■ **What the task requires**
The records underneath are to be repeated exactly, with the pictures left out.

■ **Data for this exercise**

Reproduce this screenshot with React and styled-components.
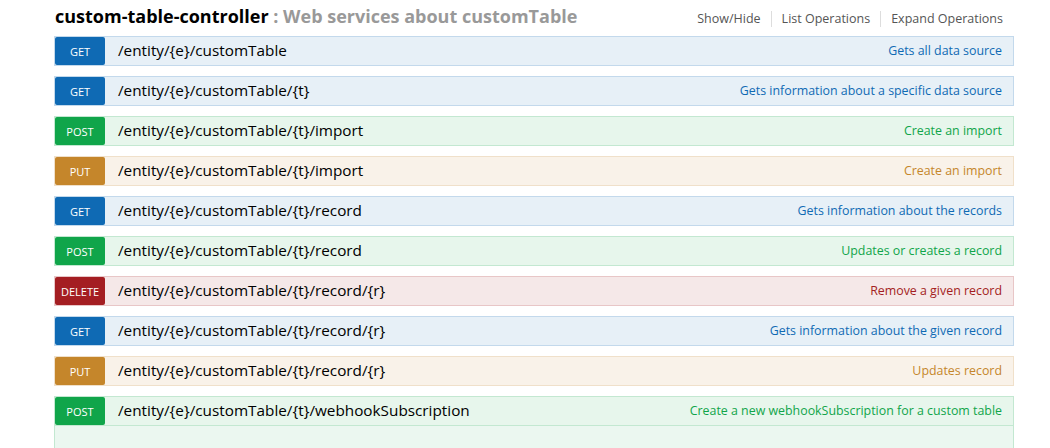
import React from 'react'
import styled, { createGlobalStyle } from 'styled-components'

const GlobalStyle = createGlobalStyle`
  body {
    margin: 0;
    background: #fff;
    font-family: "Open Sans", "Noto Sans", sans-serif;
  }
`

const methods = {
  get: { badge: '#0f6ab4', bg: '#e7f0f7', border: '#c3d9ec', text: '#0f6ab4' },
  post: { badge: '#10a54a', bg: '#e7f6ec', border: '#c3e8d1', text: '#10a54a' },
  put: { badge: '#c5862b', bg: '#f9f2e9', border: '#f0e0ca', text: '#c5862b' },
  delete: { badge: '#a41e22', bg: '#f5e8e8', border: '#e8c6c7', text: '#a41e22' },
}

const Page = styled.div`
  width: 960px;
  margin-left: 54px;
  padding-top: 4px;
`

const Header = styled.div`
  display: flex;
  align-items: center;
  justify-content: space-between;
  height: 24px;
  margin-bottom: 8px;
`

const Title = styled.h2`
  margin: 0 0 0 1px;
  font-size: 18px;
  font-weight: 700;
  color: #000;
  span {
    color: #999;
  }
`

const Options = styled.ul`
  display: flex;
  list-style: none;
  margin: 6px 11px 0 0;
  padding: 0;
`

const Option = styled.li`
  font-size: 12.5px;
  color: #555;
  padding: 0 10px;
  border-left: 1px solid #ddd;
  line-height: 16px;
  &:first-child {
    border-left: none;
  }
  &:last-child {
    padding-right: 0;
  }
`

const List = styled.div`
  display: flex;
  flex-direction: column;
  gap: 10px;
`

const Operation = styled.div`
  display: flex;
  flex-direction: column;
`

const Heading = styled.div`
  display: flex;
  align-items: center;
  height: 28px;
  background: ${p => methods[p.$m].bg};
  border: 1px solid ${p => methods[p.$m].border};
`

const Badge = styled.span`
  width: 50px;
  height: 28px;
  flex-shrink: 0;
  display: flex;
  align-items: center;
  justify-content: center;
  background: ${p => methods[p.$m].badge};
  border-radius: 2px;
  color: #fff;
  font-size: 11px;
  text-transform: uppercase;
`

const Path = styled.span`
  margin-left: 13px;
  margin-top: -3px;
  font-size: 15.3px;
  color: #000;
  flex: 1;
`

const Summary = styled.span`
  margin-right: 11px;
  margin-top: -1px;
  font-size: 12.4px;
  color: ${p => methods[p.$m].text};
`

const Content = styled.div`
  height: 40px;
  background: #ebf7f0;
  border: 1px solid #c3e8d1;
  border-top: none;
`

const ops = [
  ['get', '/entity/{e}/customTable', 'Gets all data source'],
  ['get', '/entity/{e}/customTable/{t}', 'Gets information about a specific data source'],
  ['post', '/entity/{e}/customTable/{t}/import', 'Create an import'],
  ['put', '/entity/{e}/customTable/{t}/import', 'Create an import'],
  ['get', '/entity/{e}/customTable/{t}/record', 'Gets information about the records'],
  ['post', '/entity/{e}/customTable/{t}/record', 'Updates or creates a record'],
  ['delete', '/entity/{e}/customTable/{t}/record/{r}', 'Remove a given record'],
  ['get', '/entity/{e}/customTable/{t}/record/{r}', 'Gets information about the given record'],
  ['put', '/entity/{e}/customTable/{t}/record/{r}', 'Updates record'],
  ['post', '/entity/{e}/customTable/{t}/webhookSubscription', 'Create a new webhookSubscription for a custom table', true],
]

export default function App() {
  return (
    <>
      <GlobalStyle />
      <Page>
        <Header>
          <Title>custom-table-controller <span>: Web services about customTable</span></Title>
          <Options>
            <Option>Show/Hide</Option>
            <Option>List Operations</Option>
            <Option>Expand Operations</Option>
          </Options>
        </Header>
        <List>
          {ops.map(([m, path, summary, open], i) => (
            <Operation key={i}>
              <Heading $m={m}>
                <Badge $m={m}>{m}</Badge>
                <Path>{path}</Path>
                <Summary $m={m}>{summary}</Summary>
              </Heading>
              {open && <Content />}
            </Operation>
          ))}
        </List>
      </Page>
    </>
  )
}
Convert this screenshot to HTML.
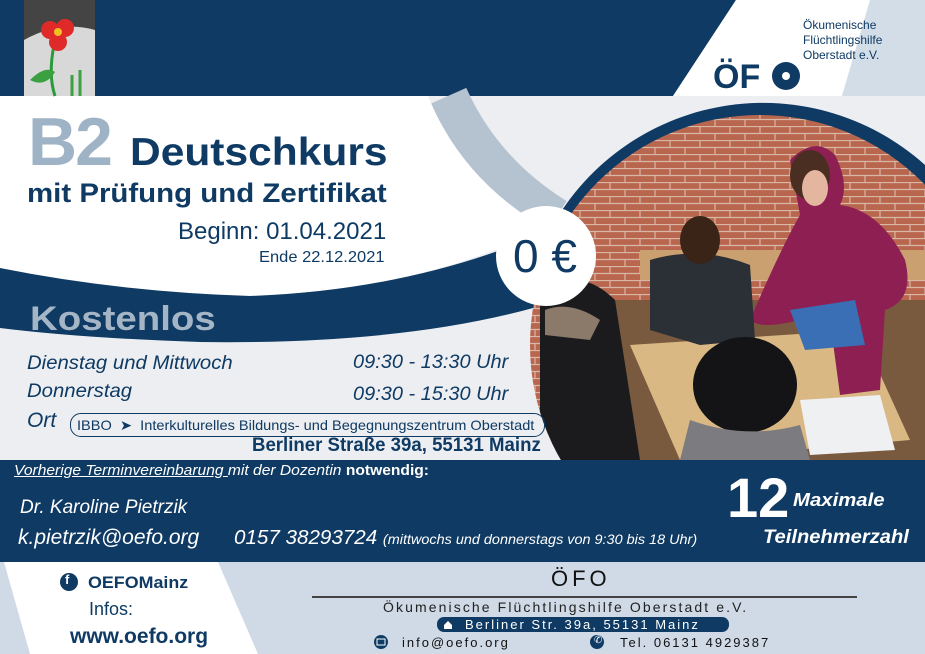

■ **Exercise result**
Reproduce this screenshot with React and styled-components.
import React from 'react'
import styled, { createGlobalStyle } from 'styled-components'

const GlobalStyle = createGlobalStyle`
  body {
    margin: 0;
    background: #fff;
    font-family: "Open Sans", "Noto Sans", sans-serif;
  }
`

const methods = {
  get: { badge: '#0f6ab4', bg: '#e7f0f7', border: '#c3d9ec', text: '#0f6ab4' },
  post: { badge: '#10a54a', bg: '#e7f6ec', border: '#c3e8d1', text: '#10a54a' },
  put: { badge: '#c5862b', bg: '#f9f2e9', border: '#f0e0ca', text: '#c5862b' },
  delete: { badge: '#a41e22', bg: '#f5e8e8', border: '#e8c6c7', text: '#a41e22' },
}

const Page = styled.div`
  width: 960px;
  margin-left: 54px;
  padding-top: 4px;
`

const Header = styled.div`
  display: flex;
  align-items: center;
  justify-content: space-between;
  height: 24px;
  margin-bottom: 8px;
`

const Title = styled.h2`
  margin: 0 0 0 1px;
  font-size: 18px;
  font-weight: 700;
  color: #000;
  span {
    color: #999;
  }
`

const Options = styled.ul`
  display: flex;
  list-style: none;
  margin: 6px 11px 0 0;
  padding: 0;
`

const Option = styled.li`
  font-size: 12.5px;
  color: #555;
  padding: 0 10px;
  border-left: 1px solid #ddd;
  line-height: 16px;
  &:first-child {
    border-left: none;
  }
  &:last-child {
    padding-right: 0;
  }
`

const List = styled.div`
  display: flex;
  flex-direction: column;
  gap: 10px;
`

const Operation = styled.div`
  display: flex;
  flex-direction: column;
`

const Heading = styled.div`
  display: flex;
  align-items: center;
  height: 28px;
  background: ${p => methods[p.$m].bg};
  border: 1px solid ${p => methods[p.$m].border};
`

const Badge = styled.span`
  width: 50px;
  height: 28px;
  flex-shrink: 0;
  display: flex;
  align-items: center;
  justify-content: center;
  background: ${p => methods[p.$m].badge};
  border-radius: 2px;
  color: #fff;
  font-size: 11px;
  text-transform: uppercase;
`

const Path = styled.span`
  margin-left: 13px;
  margin-top: -3px;
  font-size: 15.3px;
  color: #000;
  flex: 1;
`

const Summary = styled.span`
  margin-right: 11px;
  margin-top: -1px;
  font-size: 12.4px;
  color: ${p => methods[p.$m].text};
`

const Content = styled.div`
  height: 40px;
  background: #ebf7f0;
  border: 1px solid #c3e8d1;
  border-top: none;
`

const ops = [
  ['get', '/entity/{e}/customTable', 'Gets all data source'],
  ['get', '/entity/{e}/customTable/{t}', 'Gets information about a specific data source'],
  ['post', '/entity/{e}/customTable/{t}/import', 'Create an import'],
  ['put', '/entity/{e}/customTable/{t}/import', 'Create an import'],
  ['get', '/entity/{e}/customTable/{t}/record', 'Gets information about the records'],
  ['post', '/entity/{e}/customTable/{t}/record', 'Updates or creates a record'],
  ['delete', '/entity/{e}/customTable/{t}/record/{r}', 'Remove a given record'],
  ['get', '/entity/{e}/customTable/{t}/record/{r}', 'Gets information about the given record'],
  ['put', '/entity/{e}/customTable/{t}/record/{r}', 'Updates record'],
  ['post', '/entity/{e}/customTable/{t}/webhookSubscription', 'Create a new webhookSubscription for a custom table', true],
]

export default function App() {
  return (
    <>
      <GlobalStyle />
      <Page>
        <Header>
          <Title>custom-table-controller <span>: Web services about customTable</span></Title>
          <Options>
            <Option>Show/Hide</Option>
            <Option>List Operations</Option>
            <Option>Expand Operations</Option>
          </Options>
        </Header>
        <List>
          {ops.map(([m, path, summary, open], i) => (
            <Operation key={i}>
              <Heading $m={m}>
                <Badge $m={m}>{m}</Badge>
                <Path>{path}</Path>
                <Summary $m={m}>{summary}</Summary>
              </Heading>
              {open && <Content />}
            </Operation>
          ))}
        </List>
      </Page>
    </>
  )
}
Convert this screenshot to HTML.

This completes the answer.